Why won't a floor plan I drew myself get approved in Chesterfield?
St. Louis County's building department needs more than a room layout. They want to see structural load paths, egress details for every bedroom, ceiling heights, hallway clearances, and a stamped engineer's seal when walls are being moved. A plan from a design app shows where you want the island. It doesn't show how roof loads transfer after you remove a wall. Permit reviewers send those plans back almost every time.
How long does floor plan design typically take before I can apply for a permit?
For most Chesterfield remodels, expect two to four weeks from as-built discovery to permit-ready drawings. Simple single-room reconfigurations move faster. Projects involving structural changes, like opening a kitchen into a family room or relocating stairs, take longer because an engineer needs to review load paths and provide calculations. Rushing this step is how errors end up in your permit set and add weeks of back-and-forth with the county.
Can I open up the main floor of my Chesterfield home if the wall between rooms is load-bearing?
Yes, load-bearing walls can be removed, but they have to be replaced with a properly sized beam. The floor plan design needs to show the new beam, its bearing points, and connection details before St. Louis County will approve it. Homeowners in areas like Wildhorse and Clarkson Valley run into this constantly on open-concept remodels. The wall coming out isn't the hard part.

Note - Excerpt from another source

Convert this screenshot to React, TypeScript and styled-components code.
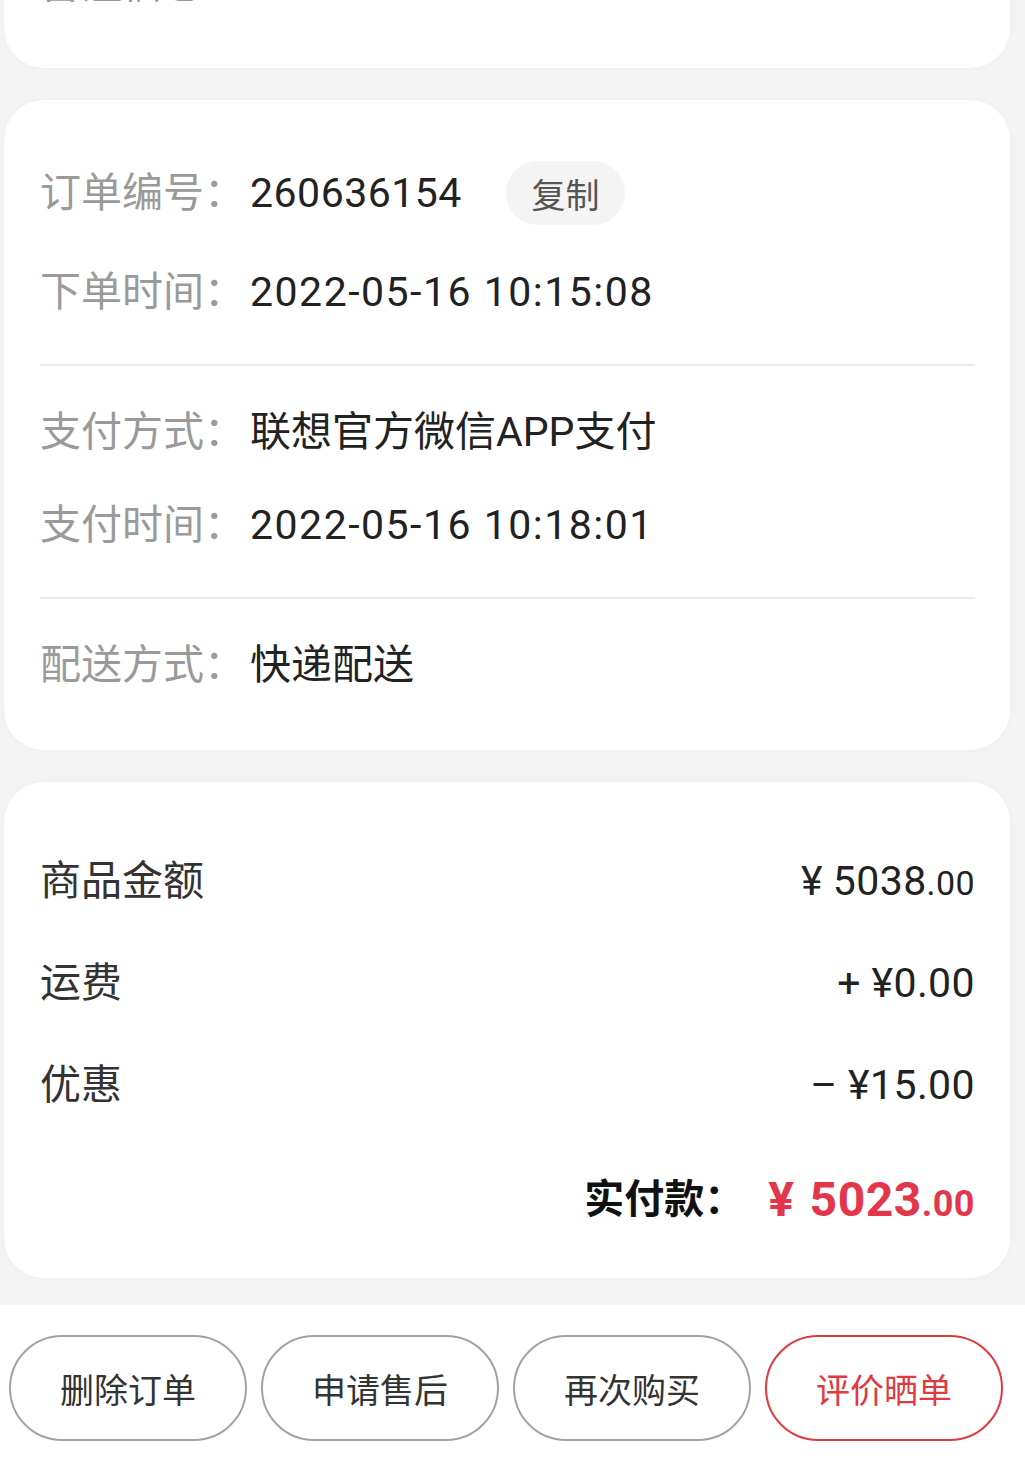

Documenting the structural solution correctly is what gets the permit approved.
What should I bring or prepare before meeting with a floor plan designer in Chesterfield?
Bring any paperwork you have on your home, past permit records, old builder drawings, or renovation photos. Most homeowners don't have much, and that's fine. The as-built discovery process captures what's actually there. It helps to know which walls you want to move and roughly how you want the space to feel. The more you can describe how your family actually uses the rooms today, the faster the design process moves toward a layout that works.